====== Stored rows

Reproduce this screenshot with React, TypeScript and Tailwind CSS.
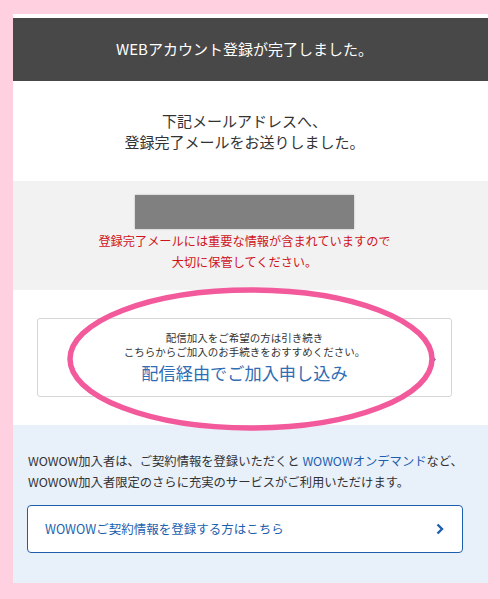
export default function App() {
  const jp = { fontFamily: '"Noto Sans CJK JP", "Noto Sans", sans-serif' };

  return (
    <div className="relative min-h-[599px] w-[500px] bg-[#ffd0df] px-[13px] pt-[14px]" style={jp}>
      <div className="w-[475px] bg-white pt-[4px]">
        {/* header */}
        <div className="flex h-[63px] items-center justify-center bg-[#484848] pr-[12px] text-[15px] text-white">
          WEBアカウント登録が完了しました。
        </div>

        {/* message */}
        <div className="flex h-[100px] flex-col items-center justify-center pr-[12px] text-[15px] leading-[21px] text-[#333]">
          <p>下記メールアドレスへ、</p>
          <p>登録完了メールをお送りしました。</p>
        </div>

        {/* address */}
        <div className="flex h-[109px] flex-col items-center bg-[#f2f2f2] pr-[12px] pt-[14px]">
          <div className="h-[34px] w-[219px] bg-[#808080] shadow-[0_0_2px_rgba(0,0,0,0.25)]" />
          <p className="mt-[2px] text-center text-[12.2px] leading-[21px] text-[#d0121b]">
            登録完了メールには重要な情報が含まれていますので
            <br />
            大切に保管してください。
          </p>
        </div>

        {/* streaming */}
        <div className="h-[135px] pt-[28px]">
          <div className="relative ml-[24px] flex h-[79px] w-[415px] flex-col items-center justify-center rounded-[3px] border border-[#d6d6d6] bg-white">
            <p className="text-center text-[10.5px] leading-[14px] text-[#333]">
              配信加入をご希望の方は引き続き
              <br />
              こちらからご加入のお手続きをおすすめください。
            </p>
            <p className="mt-[2px] text-[17.2px] leading-[24px] text-[#2f6db5]">配信経由でご加入申し込み</p>
            <svg className="absolute right-[15px] top-[36px]" width="6" height="9" viewBox="0 0 6 9">
              <path d="M1 1l3.5 3.5L1 8" fill="none" stroke="#2f6db5" strokeWidth="2" />
            </svg>
          </div>
        </div>

        {/* wowow */}
        <div className="h-[158px] bg-[#e8f0fa] pl-[15px] pt-[26px]">
          <p className="text-[12.3px] leading-[21px] text-[#333]">
            WOWOW加入者は、ご契約情報を登録いただくと <span className="text-[#1d5fae]">WOWOWオンデマンド</span>など、
            <br />
            WOWOW加入者限定のさらに充実のサービスがご利用いただけます。
          </p>
          <button className="-ml-px mt-[12px] flex h-[48px] w-[436px] items-center justify-between rounded-[4px] border border-[#1d5fae] bg-white pl-[17px] pr-[18px] text-[12.5px] text-[#1d5fae]">
            <span>WOWOWご契約情報を登録する方はこちら</span>
            <svg width="8" height="12" viewBox="0 0 8 12">
              <path d="M1.5 1.5L6 6l-4.5 4.5" fill="none" stroke="#1d5fae" strokeWidth="2.4" />
            </svg>
          </button>
        </div>
      </div>

      {/* hand-drawn highlight */}
      <svg className="pointer-events-none absolute left-0 top-0" width="500" height="599" viewBox="0 0 500 599">
        <ellipse cx="251" cy="359" rx="181" ry="69" fill="none" stroke="#f25a9c" strokeWidth="5.5" />
      </svg>
    </div>
  );
}
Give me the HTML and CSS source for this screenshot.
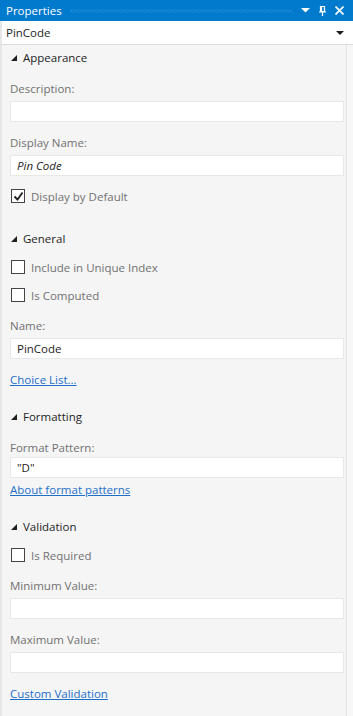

============

Task brief: Repeat the data exactly, without the pictures.

Final result:
Reproduce this screenshot with React, TypeScript and Tailwind CSS.
export default function App() {
  const jp = { fontFamily: '"Noto Sans CJK JP", "Noto Sans", sans-serif' };

  return (
    <div className="relative min-h-[599px] w-[500px] bg-[#ffd0df] px-[13px] pt-[14px]" style={jp}>
      <div className="w-[475px] bg-white pt-[4px]">
        {/* header */}
        <div className="flex h-[63px] items-center justify-center bg-[#484848] pr-[12px] text-[15px] text-white">
          WEBアカウント登録が完了しました。
        </div>

        {/* message */}
        <div className="flex h-[100px] flex-col items-center justify-center pr-[12px] text-[15px] leading-[21px] text-[#333]">
          <p>下記メールアドレスへ、</p>
          <p>登録完了メールをお送りしました。</p>
        </div>

        {/* address */}
        <div className="flex h-[109px] flex-col items-center bg-[#f2f2f2] pr-[12px] pt-[14px]">
          <div className="h-[34px] w-[219px] bg-[#808080] shadow-[0_0_2px_rgba(0,0,0,0.25)]" />
          <p className="mt-[2px] text-center text-[12.2px] leading-[21px] text-[#d0121b]">
            登録完了メールには重要な情報が含まれていますので
            <br />
            大切に保管してください。
          </p>
        </div>

        {/* streaming */}
        <div className="h-[135px] pt-[28px]">
          <div className="relative ml-[24px] flex h-[79px] w-[415px] flex-col items-center justify-center rounded-[3px] border border-[#d6d6d6] bg-white">
            <p className="text-center text-[10.5px] leading-[14px] text-[#333]">
              配信加入をご希望の方は引き続き
              <br />
              こちらからご加入のお手続きをおすすめください。
            </p>
            <p className="mt-[2px] text-[17.2px] leading-[24px] text-[#2f6db5]">配信経由でご加入申し込み</p>
            <svg className="absolute right-[15px] top-[36px]" width="6" height="9" viewBox="0 0 6 9">
              <path d="M1 1l3.5 3.5L1 8" fill="none" stroke="#2f6db5" strokeWidth="2" />
            </svg>
          </div>
        </div>

        {/* wowow */}
        <div className="h-[158px] bg-[#e8f0fa] pl-[15px] pt-[26px]">
          <p className="text-[12.3px] leading-[21px] text-[#333]">
            WOWOW加入者は、ご契約情報を登録いただくと <span className="text-[#1d5fae]">WOWOWオンデマンド</span>など、
            <br />
            WOWOW加入者限定のさらに充実のサービスがご利用いただけます。
          </p>
          <button className="-ml-px mt-[12px] flex h-[48px] w-[436px] items-center justify-between rounded-[4px] border border-[#1d5fae] bg-white pl-[17px] pr-[18px] text-[12.5px] text-[#1d5fae]">
            <span>WOWOWご契約情報を登録する方はこちら</span>
            <svg width="8" height="12" viewBox="0 0 8 12">
              <path d="M1.5 1.5L6 6l-4.5 4.5" fill="none" stroke="#1d5fae" strokeWidth="2.4" />
            </svg>
          </button>
        </div>
      </div>

      {/* hand-drawn highlight */}
      <svg className="pointer-events-none absolute left-0 top-0" width="500" height="599" viewBox="0 0 500 599">
        <ellipse cx="251" cy="359" rx="181" ry="69" fill="none" stroke="#f25a9c" strokeWidth="5.5" />
      </svg>
    </div>
  );
}
Give me the HTML and CSS source for this screenshot.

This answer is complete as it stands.